→ **SET TASK**:
Output the lines of the entries below beginning at the one with "Emit a single-file" and ending with the last, exactly as written and without pictures.
--------
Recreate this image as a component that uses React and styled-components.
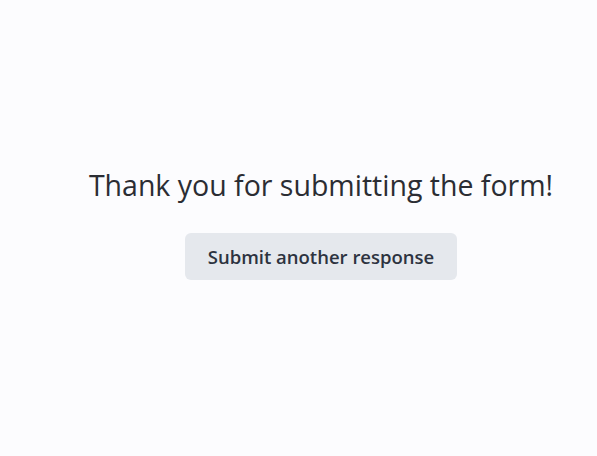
import styled, { createGlobalStyle } from 'styled-components';

const GlobalStyle = createGlobalStyle`
  html, body {
    margin: 0;
    padding: 0;
    background: #fcfcfe;
  }
  body {
    font-family: 'Open Sans', 'Noto Sans', sans-serif;
  }
`;

const Page = styled.div`
  min-height: 100vh;
  box-sizing: border-box;
  display: flex;
  flex-direction: column;
  align-items: center;
  justify-content: center;
  padding-left: 45px;
  padding-bottom: 9px;
`;

const Title = styled.h1`
  margin: 0 0 29px 0;
  font-size: 28.5px;
  font-weight: 400;
  color: #2b2d33;
  line-height: 1.3;
`;

const Button = styled.button`
  width: 272px;
  height: 47px;
  border: none;
  border-radius: 6px;
  background: #e5e8ed;
  color: #2d3340;
  font-family: 'Open Sans', 'Noto Sans', sans-serif;
  font-size: 18.5px;
  font-weight: 600;
  cursor: pointer;
`;

function App() {
  return (
    <>
      <GlobalStyle />
      <Page>
        <Title>Thank you for submitting the form!</Title>
        <Button type="button">Submit another response</Button>
      </Page>
    </>
  );
}

export default App;
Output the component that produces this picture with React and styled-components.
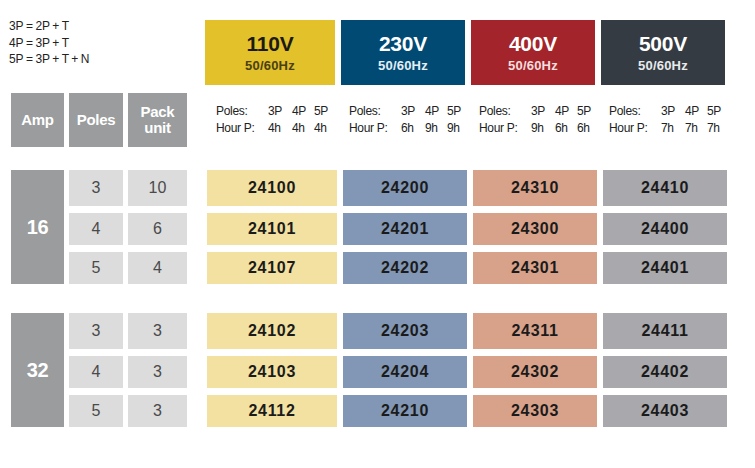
import styled, { createGlobalStyle } from "styled-components";

const GlobalStyle = createGlobalStyle`
  html, body {
    margin: 0;
    padding: 0;
    background: #ffffff;
  }
  body {
    font-family: "Liberation Sans", Arial, sans-serif;
  }
`;

const voltages = [
  {
    volt: "110V", head: "#e2c12b", headText: "#1c1a14", subText: "#4b3f14", cell: "#f2e1a0",
    hours: ["4h", "4h", "4h"],
    codes: [["24100", "24101", "24107"], ["24102", "24103", "24112"]],
  },
  {
    volt: "230V", head: "#004a74", headText: "#ffffff", subText: "#e6eef5", cell: "#8197b5",
    hours: ["6h", "9h", "9h"],
    codes: [["24200", "24201", "24202"], ["24203", "24204", "24210"]],
  },
  {
    volt: "400V", head: "#a3242a", headText: "#ffffff", subText: "#f4dede", cell: "#d8a28a",
    hours: ["9h", "6h", "6h"],
    codes: [["24310", "24300", "24301"], ["24311", "24302", "24303"]],
  },
  {
    volt: "500V", head: "#343b43", headText: "#ffffff", subText: "#e8eaec", cell: "#a8a8ad",
    hours: ["7h", "7h", "7h"],
    codes: [["24410", "24400", "24401"], ["24411", "24402", "24403"]],
  },
];

const groups = [
  { amp: "16", rows: [["3", "10"], ["4", "6"], ["5", "4"]] },
  { amp: "32", rows: [["3", "3"], ["4", "3"], ["5", "3"]] },
];

const Page = styled.div`
  width: 755px;
  height: 468px;
  padding: 20px 0 0 11px;
  box-sizing: border-box;
`;

const Band = styled.div`
  display: flex;
  gap: 20px;
  margin-bottom: ${(p) => p.$after || 0}px;
`;

const LeftGrid = styled.div`
  width: 176px;
  display: grid;
  grid-template-columns: 53px 54px 59px;
  grid-template-rows: ${(p) => p.$rows || "auto"};
  column-gap: 5px;
  row-gap: 7px;
  flex-shrink: 0;
`;

const RightGrid = styled.div`
  display: grid;
  grid-template-columns: 130px 124px 124px 124px;
  grid-template-rows: ${(p) => p.$rows || "auto"};
  column-gap: 6px;
  row-gap: 7px;
`;

const Formula = styled.div`
  width: 176px;
  margin: -2px 0 0 -2px;
  font-size: 12px;
  line-height: 16.5px;
  letter-spacing: -0.1px;
  word-spacing: -0.6px;
  color: #222;
`;

const VoltHead = styled.div`
  height: 65px;
  background: ${(p) => p.$bg};
  color: ${(p) => p.$fg};
  display: flex;
  flex-direction: column;
  align-items: center;
  justify-content: center;
  padding-top: 1px;
  box-sizing: border-box;
`;

const Volt = styled.div`
  font-size: 21px;
  font-weight: bold;
  line-height: 24px;
  letter-spacing: -0.2px;
`;

const Hz = styled.div`
  font-size: 13px;
  font-weight: bold;
  line-height: 16px;
  letter-spacing: 0.2px;
  color: ${(p) => p.$fg};
  margin-top: 2px;
`;

const ColHead = styled.div`
  height: 54px;
  background: #9a9c9d;
  color: #ffffff;
  font-size: 15px;
  font-weight: bold;
  line-height: 16px;
  letter-spacing: -0.3px;
  display: flex;
  align-items: center;
  justify-content: center;
  text-align: center;
`;

const PolesInfo = styled.div`
  display: grid;
  grid-template-columns: 52px 24px 22px auto;
  align-content: start;
  align-self: start;
  width: 116px;
  margin: 10px auto 0;
  font-size: 12px;
  line-height: 17px;
  letter-spacing: -0.3px;
  color: #222;
  transform: translateX(2px);
`;

const AmpCell = styled.div`
  grid-row: 1 / span 3;
  background: #9a9c9d;
  color: #ffffff;
  font-size: 20px;
  font-weight: bold;
  display: flex;
  align-items: center;
  justify-content: center;
  letter-spacing: -0.3px;
`;

const SpecCell = styled.div`
  grid-row: ${(p) => p.$row};
  grid-column: ${(p) => p.$col};
  background: #dcdcdc;
  color: #4a4a4a;
  font-size: 16px;
  display: flex;
  align-items: center;
  justify-content: center;
`;

const CodeCell = styled.div`
  background: ${(p) => p.$bg};
  color: #1b1b1b;
  font-size: 16px;
  font-weight: bold;
  letter-spacing: 0.7px;
  display: flex;
  align-items: center;
  justify-content: center;
`;

const rowTemplate = "36px 32px 32px";

export default function App() {
  return (
    <>
      <GlobalStyle />
      <Page>
        <Band $after={8}>
          <Formula>
            <div>3P = 2P + T</div>
            <div>4P = 3P + T</div>
            <div>5P = 3P + T + N</div>
          </Formula>
          <RightGrid>
            {voltages.map((v) => (
              <VoltHead key={v.volt} $bg={v.head} $fg={v.headText}>
                <Volt>{v.volt}</Volt>
                <Hz $fg={v.subText}>50/60Hz</Hz>
              </VoltHead>
            ))}
          </RightGrid>
        </Band>

        <Band $after={23}>
          <LeftGrid>
            <ColHead>Amp</ColHead>
            <ColHead>Poles</ColHead>
            <ColHead>
              Pack
              <br />
              unit
            </ColHead>
          </LeftGrid>
          <RightGrid>
            {voltages.map((v) => (
              <PolesInfo key={v.volt}>
                <span>Poles:</span>
                <span>3P</span>
                <span>4P</span>
                <span>5P</span>
                <span>Hour P:</span>
                {v.hours.map((h, i) => (
                  <span key={i}>{h}</span>
                ))}
              </PolesInfo>
            ))}
          </RightGrid>
        </Band>

        {groups.map((g, gi) => (
          <Band key={g.amp} $after={gi === 0 ? 29 : 0}>
            <LeftGrid $rows={rowTemplate}>
              <AmpCell>{g.amp}</AmpCell>
              {g.rows.map(([poles, pack], ri) => [
                <SpecCell key={`p${ri}`} $row={ri + 1} $col={2}>
                  {poles}
                </SpecCell>,
                <SpecCell key={`u${ri}`} $row={ri + 1} $col={3}>
                  {pack}
                </SpecCell>,
              ])}
            </LeftGrid>
            <RightGrid $rows={rowTemplate}>
              {[0, 1, 2].map((ri) =>
                voltages.map((v) => (
                  <CodeCell key={`${v.volt}-${ri}`} $bg={v.cell}>
                    {v.codes[gi][ri]}
                  </CodeCell>
                ))
              )}
            </RightGrid>
          </Band>
        ))}
      </Page>
    </>
  );
}
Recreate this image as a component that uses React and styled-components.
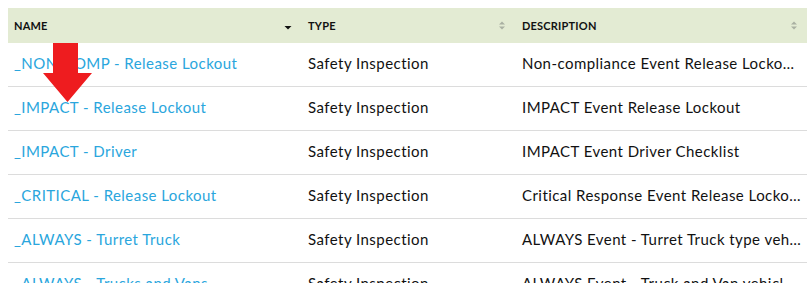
import React from 'react';
import styled, {createGlobalStyle} from "styled-components";

const rows = [
    {name: "_NON-COMP - Release Lockout", type: "Safety Inspection", description: "Non-compliance Event Release Lockout Checklist"},
    {name: "_IMPACT - Release Lockout", type: "Safety Inspection", description: "IMPACT Event Release Lockout"},
    {name: "_IMPACT - Driver", type: "Safety Inspection", description: "IMPACT Event Driver Checklist"},
    {name: "_CRITICAL - Release Lockout", type: "Safety Inspection", description: "Critical Response Event Release Lockout Checklist"},
    {name: "_ALWAYS - Turret Truck", type: "Safety Inspection", description: "ALWAYS Event - Turret Truck type vehicle checklist"},
    {name: "_ALWAYS - Trucks and Vans", type: "Safety Inspection", description: "ALWAYS Event - Truck and Van vehicle checklist"},
];

const SortIcon = ({dir}) => (
    <SortSvg width="8" height="11" viewBox="0 0 8 11">
        {dir === "desc"
            ? <polygon points="0.5,6 7.5,6 4,9.5" fill="#111"/>
            : <>
                <polygon points="1,4.5 7,4.5 4,1.5" fill="#a9b0a2"/>
                <polygon points="1,6.5 7,6.5 4,9.5" fill="#a9b0a2"/>
            </>}
    </SortSvg>
);

const App = () => {
    return (
        <>
            <GlobalStyle/>
            <Table>
                <HeaderRow>
                    <HeaderCell>NAME<SortIcon dir="desc"/></HeaderCell>
                    <HeaderCell>TYPE<SortIcon/></HeaderCell>
                    <HeaderCell>DESCRIPTION<SortIcon/></HeaderCell>
                </HeaderRow>
                {rows.map(row => (
                    <Row key={row.name}>
                        <Cell><NameLink href="#">{row.name}</NameLink></Cell>
                        <Cell>{row.type}</Cell>
                        <Cell>{row.description}</Cell>
                    </Row>
                ))}
                <Pointer width="49" height="59" viewBox="0 0 49 59">
                    <polygon points="10,0 35,0 35,30 49,30 24.5,59 0,30 10,30" fill="#ee1c1f"/>
                </Pointer>
            </Table>
        </>
    );
};

export default App;

const GlobalStyle = createGlobalStyle`
  html, body {
    margin: 0;
    overflow: hidden;
    background: #fff;
  }
  body {
    padding: 8px 0 0 8px;
    font-family: Lato, "Open Sans", sans-serif;
  }
`
const Table = styled.div`
  position: relative;
  width: 800px;
`
const HeaderRow = styled.div`
  display: grid;
  grid-template-columns: 294px 214px 1fr;
  height: 35px;
  background: #e3ebd3;
`
const HeaderCell = styled.div`
  display: flex;
  align-items: center;
  justify-content: space-between;
  padding: 0 10px 0 6px;
  font-size: 11px;
  font-weight: 700;
  letter-spacing: 0.2px;
  color: #111;
`
const SortSvg = styled.svg`
  display: block;
`
const Row = styled.div`
  display: grid;
  grid-template-columns: 294px 214px 1fr;
  height: 43px;
  border-bottom: 1px solid #dcdcdc;
`
const Cell = styled.div`
  min-width: 0;
  padding: 0 6px 0 6px;
  font-size: 15px;
  line-height: 41px;
  letter-spacing: 0.45px;
  color: #111;
  white-space: nowrap;
  overflow: hidden;
  text-overflow: ellipsis;
`
const NameLink = styled.a`
  color: #2aa6dd;
  text-decoration: none;
`
const Pointer = styled.svg`
  position: absolute;
  left: 35px;
  top: 35px;
`
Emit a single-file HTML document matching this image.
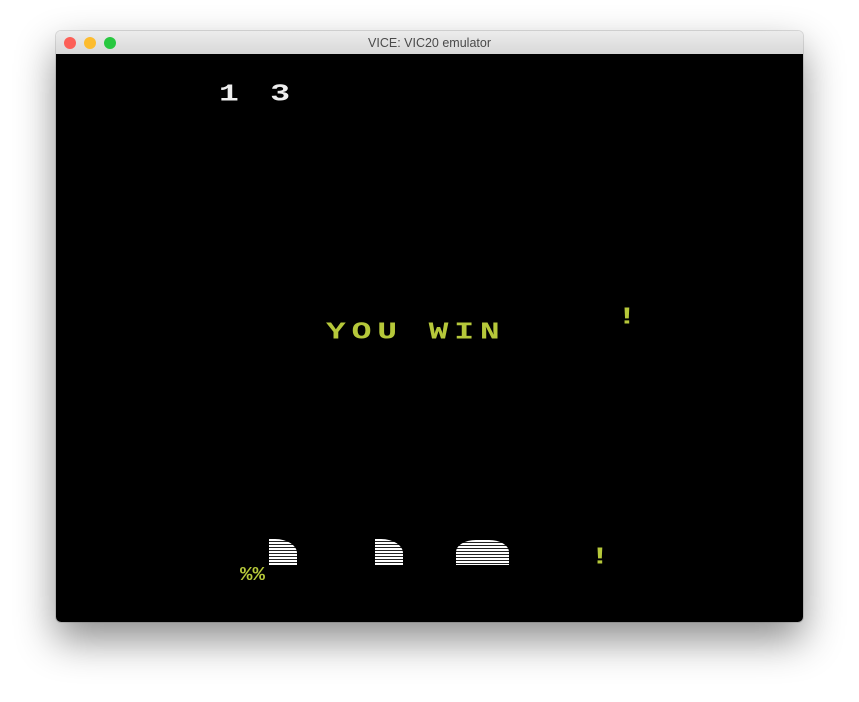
<!DOCTYPE html>
<html><head><style>
html,body{margin:0;padding:0;width:859px;height:702px;background:#fff;overflow:hidden;position:relative}
.win{position:absolute;left:56px;top:31px;width:747px;height:591px;border-radius:5px;overflow:hidden;box-shadow:0 18px 40px rgba(0,0,0,.45),0 0 0 1px rgba(0,0,0,.12)}
.tb{height:23px;background:linear-gradient(#ececec,#d8d8d8);border-bottom:1px solid #b8b8b8;position:relative;font:12.5px "Liberation Sans",sans-serif;color:#4a4a4a;text-align:center;line-height:24px}
.d{position:absolute;top:6px;width:12px;height:12px;border-radius:50%}
.scr{position:absolute;top:23px;left:0;right:0;bottom:0;background:#000}
.t{position:absolute;font:bold 22px "Liberation Mono",monospace;transform:scale(1.5,1.1);transform-origin:0 0;line-height:22px;white-space:pre}
.s{position:absolute;background:repeating-linear-gradient(#fff 0 2px,#222 2px 3px)}
</style></head><body>
<div class="win">
<div class="tb"><div class="d" style="left:8px;background:#fc5f57"></div><div class="d" style="left:28px;background:#fdbc2e"></div><div class="d" style="left:48px;background:#28c840"></div>VICE: VIC20 emulator</div>
<div class="scr">
<div class="t" style="left:163px;top:29px;color:#eee;letter-spacing:3.9px">1 3</div>
<div class="t" style="left:270px;top:267px;color:#b6c83a;letter-spacing:3.9px">YOU WIN</div>
<div class="t" style="left:561px;top:252px;color:#b6c83a">!</div>
<div class="t" style="left:534px;top:492px;color:#b6c83a">!</div>
<div class="t" style="left:184px;top:508px;color:#b6c83a;font-size:16px;transform:scale(1.3,1.2)">%%</div>
<div class="s" style="left:213px;top:485px;width:28px;height:26px;border-top-right-radius:22px 14px"></div>
<div class="s" style="left:319px;top:485px;width:28px;height:26px;border-top-right-radius:22px 14px"></div>
<div class="s" style="left:400px;top:486px;width:53px;height:25px;border-radius:20px 20px 0 0/12px 12px 0 0"></div>
</div></div>
</body></html>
--------
→ **FINAL RESULT**:
Emit a single-file HTML document matching this image.
<!DOCTYPE html>
<html><head><style>
html,body{margin:0;padding:0;width:859px;height:702px;background:#fff;overflow:hidden;position:relative}
.win{position:absolute;left:56px;top:31px;width:747px;height:591px;border-radius:5px;overflow:hidden;box-shadow:0 18px 40px rgba(0,0,0,.45),0 0 0 1px rgba(0,0,0,.12)}
.tb{height:23px;background:linear-gradient(#ececec,#d8d8d8);border-bottom:1px solid #b8b8b8;position:relative;font:12.5px "Liberation Sans",sans-serif;color:#4a4a4a;text-align:center;line-height:24px}
.d{position:absolute;top:6px;width:12px;height:12px;border-radius:50%}
.scr{position:absolute;top:23px;left:0;right:0;bottom:0;background:#000}
.t{position:absolute;font:bold 22px "Liberation Mono",monospace;transform:scale(1.5,1.1);transform-origin:0 0;line-height:22px;white-space:pre}
.s{position:absolute;background:repeating-linear-gradient(#fff 0 2px,#222 2px 3px)}
</style></head><body>
<div class="win">
<div class="tb"><div class="d" style="left:8px;background:#fc5f57"></div><div class="d" style="left:28px;background:#fdbc2e"></div><div class="d" style="left:48px;background:#28c840"></div>VICE: VIC20 emulator</div>
<div class="scr">
<div class="t" style="left:163px;top:29px;color:#eee;letter-spacing:3.9px">1 3</div>
<div class="t" style="left:270px;top:267px;color:#b6c83a;letter-spacing:3.9px">YOU WIN</div>
<div class="t" style="left:561px;top:252px;color:#b6c83a">!</div>
<div class="t" style="left:534px;top:492px;color:#b6c83a">!</div>
<div class="t" style="left:184px;top:508px;color:#b6c83a;font-size:16px;transform:scale(1.3,1.2)">%%</div>
<div class="s" style="left:213px;top:485px;width:28px;height:26px;border-top-right-radius:22px 14px"></div>
<div class="s" style="left:319px;top:485px;width:28px;height:26px;border-top-right-radius:22px 14px"></div>
<div class="s" style="left:400px;top:486px;width:53px;height:25px;border-radius:20px 20px 0 0/12px 12px 0 0"></div>
</div></div>
</body></html>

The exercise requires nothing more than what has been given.